-- Dataset extract --
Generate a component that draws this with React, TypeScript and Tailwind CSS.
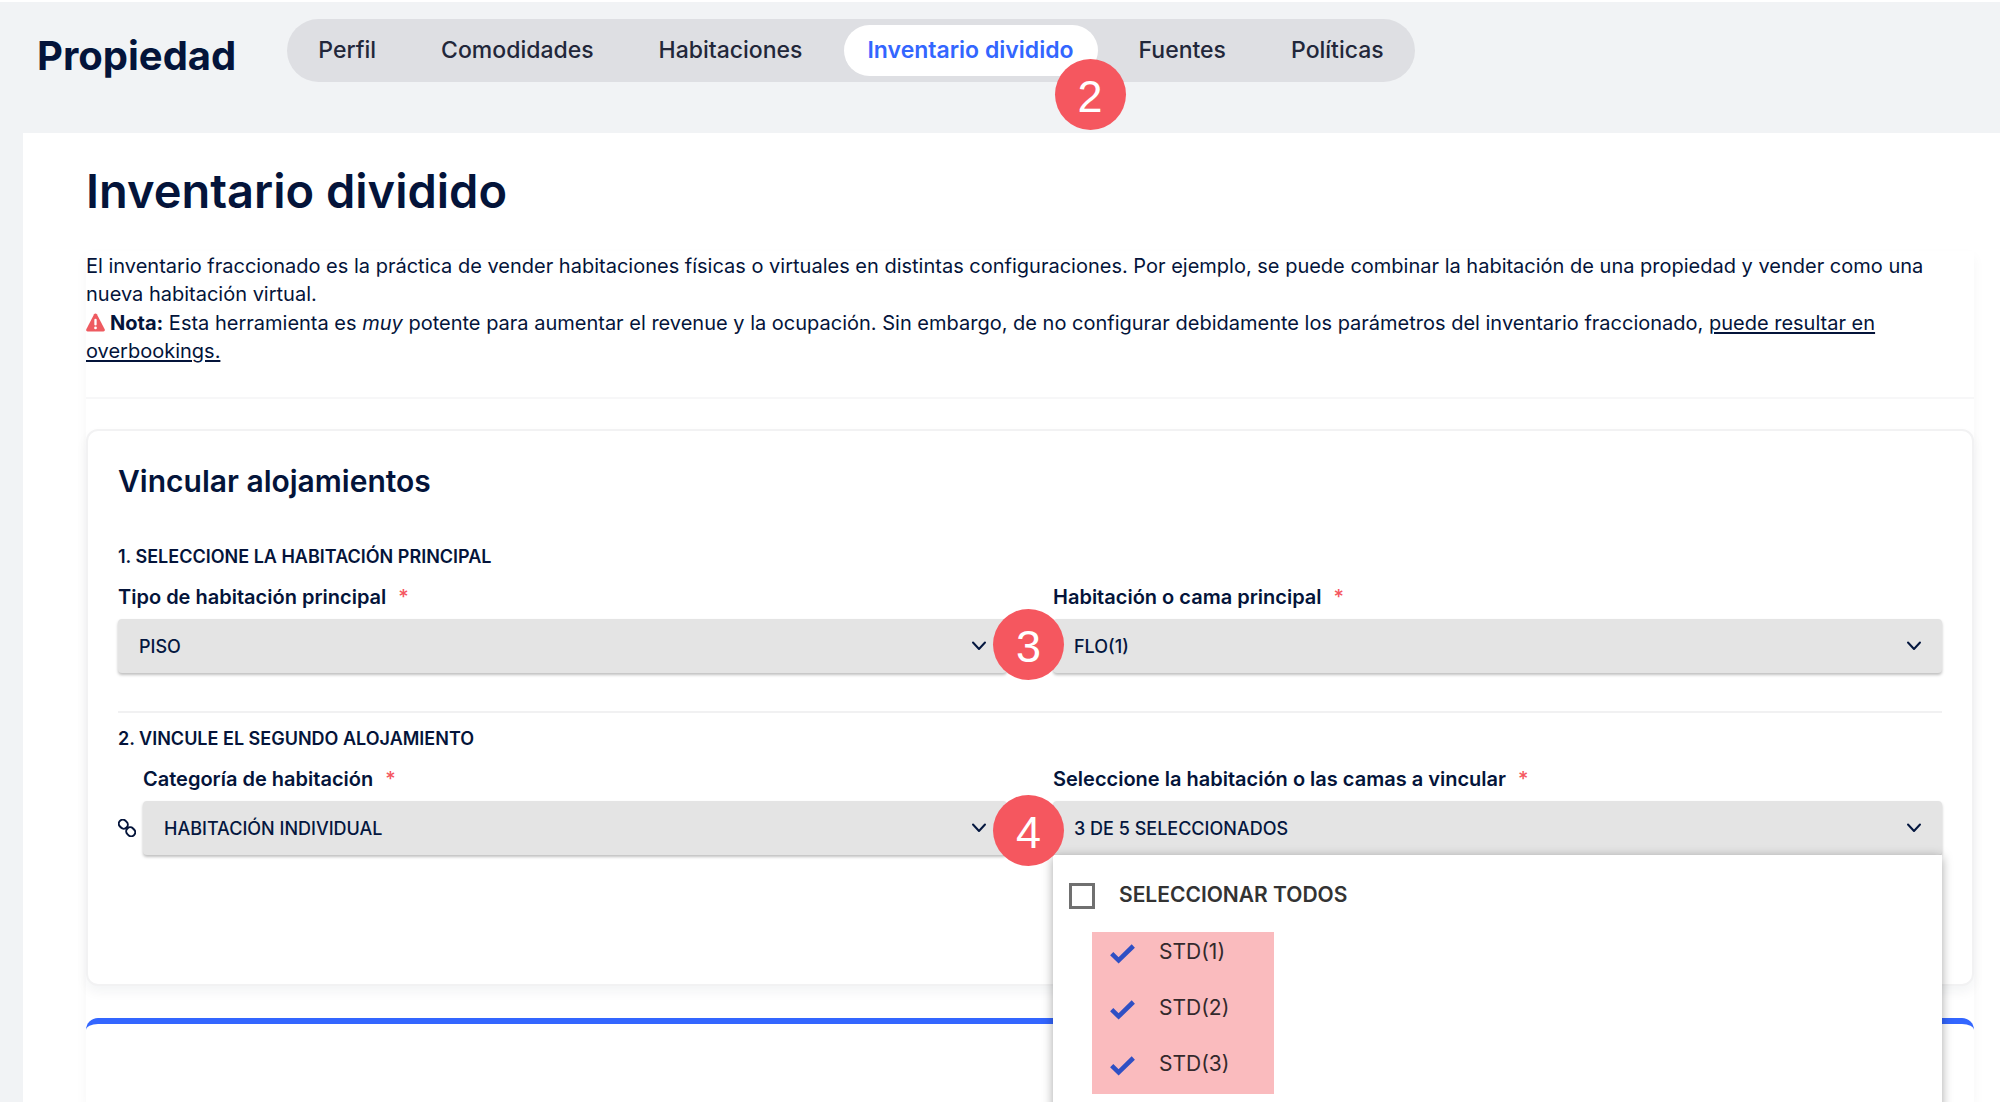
import React, { useState } from "react";

const tabs = ["Perfil", "Comodidades", "Habitaciones", "Inventario dividido", "Fuentes", "Políticas"];

function Badge({ n, className }: { n: number; className: string }) {
  return (
    <span
      className={`absolute z-20 flex size-[71px] items-center justify-center rounded-full bg-[#f5575f] pt-1 font-['Liberation_Sans',sans-serif] text-[45px] leading-none font-normal text-white ${className}`}
    >
      {n}
    </span>
  );
}

function Chevron() {
  return (
    <svg
      viewBox="0 0 16 10"
      className="pointer-events-none absolute top-1/2 right-5 h-[10px] w-4 -translate-y-1/2"
      fill="none"
      stroke="#04173f"
      strokeWidth="2"
      strokeLinecap="round"
      strokeLinejoin="round"
      aria-hidden="true"
    >
      <path d="M2 1.5 8 8 14 1.5" />
    </svg>
  );
}

function FieldLabel({ id, children }: { id: string; children: React.ReactNode }) {
  return (
    <label htmlFor={id} className="flex h-8 items-center gap-3 text-[20px] font-semibold">
      {children}
      <span className="font-medium text-[#f5575f]">*</span>
    </label>
  );
}

const control =
  "block h-[54px] w-full appearance-none rounded bg-[#e4e4e4] pl-[21px] pr-12 text-left text-[18px] font-medium text-[#04173f] shadow-[0_2px_3px_rgba(0,0,0,0.25)]";

function SelectField({ id, label, value }: { id: string; label: string; value: string }) {
  return (
    <div>
      <FieldLabel id={id}>{label}</FieldLabel>
      <div className="relative mt-1.5">
        <select id={id} className={control} defaultValue={value}>
          <option>{value}</option>
        </select>
        <Chevron />
      </div>
    </div>
  );
}

function RoomOption({ label }: { label: string }) {
  const [checked, setChecked] = useState(true);
  return (
    <label className="flex h-14 items-center gap-6 text-[21px]">
      <span className="relative mt-1 h-5 w-[25px]">
        <input
          type="checkbox"
          checked={checked}
          onChange={() => setChecked(!checked)}
          className="absolute inset-0 size-full appearance-none"
        />
        {checked && (
          <svg viewBox="0 0 25 20" className="pointer-events-none absolute inset-0" fill="none" stroke="#2f4fc4" strokeWidth="4.6" aria-hidden="true">
            <path d="M1.7 9.7 8.6 16.4 23.3 2" />
          </svg>
        )}
      </span>
      {label}
    </label>
  );
}

export default function App() {
  return (
    <div className="flex min-h-screen flex-col overflow-hidden border-t-2 border-white bg-[#f1f3f5] font-[Inter,sans-serif] text-[#04143a]">
      <header className="flex h-[131px] items-start gap-[51px] pt-[17px] pl-[37px]">
        <h1 className="text-[40px] leading-[74px] font-bold">Propiedad</h1>
        <nav className="flex h-[63px] items-center gap-[17px] rounded-full bg-[#dedfe3] px-[7px]">
          {tabs.map((t) =>
            t === "Inventario dividido" ? (
              <button key={t} type="button" aria-current="page" className="relative h-[51px] rounded-full bg-white px-6 text-[23px] font-semibold text-[#3366ff]">
                {t}
                <Badge n={2} className="top-[34px] -right-7" />
              </button>
            ) : (
              <button key={t} type="button" className="h-[51px] rounded-full px-6 text-[23px] font-medium text-[#22273a]">
                {t}
              </button>
            )
          )}
        </nav>
      </header>

      <main className="ml-[23px] flex flex-1 flex-col bg-white pr-[26px] pl-[63px]">
        <h2 className="pt-[30px] text-[47px] leading-[56px] font-semibold">Inventario dividido</h2>
        <section className="mt-8 flex flex-1 flex-col shadow-[0_6px_12px_rgba(20,40,40,0.04)]">
          <div className="border-b-2 border-[#f7f7f8] pt-px pb-8 text-[20px] leading-7">
            <p>
              El inventario fraccionado es la práctica de vender habitaciones físicas o virtuales en distintas configuraciones. Por ejemplo, se puede combinar la habitación de una propiedad y vender como una nueva habitación virtual.
            </p>
            <p className="pt-px">
              <svg viewBox="0 0 18 18" className="mr-[5px] inline-block size-[19px] align-[-2px]" aria-hidden="true">
                <path fill="#ee5a60" d="M9 0.5c.6 0 1 .3 1.3.8l7.4 14.2c.5 1-.1 2-1.2 2h-15c-1.1 0-1.7-1-1.2-2L7.7 1.3C8 .8 8.4.5 9 .5Z" />
                <path stroke="#fff" strokeWidth="2.2" strokeLinecap="round" d="M9 6.5v4.3" />
                <circle cx="9" cy="14.2" r="1.3" fill="#fff" />
              </svg>
              <strong className="font-bold">Nota:</strong> Esta herramienta es <em>muy</em> potente para aumentar el revenue y la ocupación. Sin embargo, de no configurar debidamente los parámetros del inventario fraccionado,{" "}
              <a href="#overbookings" className="underline underline-offset-2">puede resultar en overbookings.</a>
            </p>
          </div>

          <div className="mt-[30px] h-[557px] rounded-xl border-2 border-[#f2f2f3] bg-white px-[30px] shadow-[0_6px_12px_rgba(20,30,60,0.05)]">
            <h3 className="pt-8 text-[30px] leading-9 font-semibold">Vincular alojamientos</h3>

            <h4 className="mt-[42px] text-[18px] leading-8 font-semibold">1. SELECCIONE LA HABITACIÓN PRINCIPAL</h4>
            <div className="mt-2 grid grid-cols-2 gap-[46px]">
              <SelectField id="main-type" label="Tipo de habitación principal" value="PISO" />
              <div className="relative">
                <SelectField id="main-room" label="Habitación o cama principal" value="FLO(1)" />
                <Badge n={3} className="top-7 -left-[60px]" />
              </div>
            </div>

            <h4 className="mt-[38px] border-t-2 border-[#f1f1f2] pt-2.5 text-[18px] leading-8 font-semibold">2. VINCULE EL SEGUNDO ALOJAMIENTO</h4>
            <div className="mt-2 grid grid-cols-2 gap-[46px]">
              <div className="flex items-end gap-2">
                <span className="flex h-[54px] w-[17px] items-center">
                  <svg viewBox="0 0 18 18" className="size-[18px] shrink-0" fill="none" stroke="#04143a" strokeWidth="2" aria-hidden="true">
                    <rect x="0.6" y="1.2" width="9.4" height="8" rx="4" transform="rotate(45 5.3 5.2)" />
                    <rect x="8" y="8.8" width="9.4" height="8" rx="4" transform="rotate(45 12.7 12.8)" />
                  </svg>
                </span>
                <div className="flex-1">
                  <SelectField id="linked-category" label="Categoría de habitación" value="HABITACIÓN INDIVIDUAL" />
                </div>
              </div>
              <div className="relative">
                <FieldLabel id="linked-rooms">Seleccione la habitación o las camas a vincular</FieldLabel>
                <div className="relative mt-1.5">
                  <button id="linked-rooms" type="button" aria-expanded="true" className={control}>
                    3 DE 5 SELECCIONADOS
                  </button>
                  <Chevron />
                </div>
                <Badge n={4} className="top-8 -left-[60px]" />
                <div className="absolute inset-x-0 top-full z-10 bg-white pb-16 text-[#333] shadow-[0_2px_10px_rgba(0,0,0,0.35)]">
                  <label className="flex h-[77px] items-center gap-6 pt-0.5 pl-4 text-[21px] font-semibold">
                    <input type="checkbox" className="mt-0.5 size-[26px] appearance-none border-[3px] border-[#707070] bg-white" />
                    SELECCIONAR TODOS
                  </label>
                  <div className="ml-[39px] flex w-[182px] flex-col bg-[#fabbbe] pb-0.5 pl-[18px] text-[#33292c]">
                    <div className="-mt-2 flex flex-col">
                      <RoomOption label="STD(1)" />
                      <RoomOption label="STD(2)" />
                      <RoomOption label="STD(3)" />
                    </div>
                  </div>
                </div>
              </div>
            </div>
          </div>

          <div className="mt-8 flex-1 rounded-t-xl border-t-[6px] border-[#3366ff] bg-white" />
        </section>
      </main>
    </div>
  );
}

-- Exercise description --
Every line from the top of the material above through the line with "h-[54px] w-full appearance-none" should be duplicated exactly, please; leave out the pictures.

-- Complete response --
Generate a component that draws this with React, TypeScript and Tailwind CSS.
import React, { useState } from "react";

const tabs = ["Perfil", "Comodidades", "Habitaciones", "Inventario dividido", "Fuentes", "Políticas"];

function Badge({ n, className }: { n: number; className: string }) {
  return (
    <span
      className={`absolute z-20 flex size-[71px] items-center justify-center rounded-full bg-[#f5575f] pt-1 font-['Liberation_Sans',sans-serif] text-[45px] leading-none font-normal text-white ${className}`}
    >
      {n}
    </span>
  );
}

function Chevron() {
  return (
    <svg
      viewBox="0 0 16 10"
      className="pointer-events-none absolute top-1/2 right-5 h-[10px] w-4 -translate-y-1/2"
      fill="none"
      stroke="#04173f"
      strokeWidth="2"
      strokeLinecap="round"
      strokeLinejoin="round"
      aria-hidden="true"
    >
      <path d="M2 1.5 8 8 14 1.5" />
    </svg>
  );
}

function FieldLabel({ id, children }: { id: string; children: React.ReactNode }) {
  return (
    <label htmlFor={id} className="flex h-8 items-center gap-3 text-[20px] font-semibold">
      {children}
      <span className="font-medium text-[#f5575f]">*</span>
    </label>
  );
}

const control =
  "block h-[54px] w-full appearance-none rounded bg-[#e4e4e4] pl-[21px] pr-12 text-left text-[18px] font-medium text-[#04173f] shadow-[0_2px_3px_rgba(0,0,0,0.25)]";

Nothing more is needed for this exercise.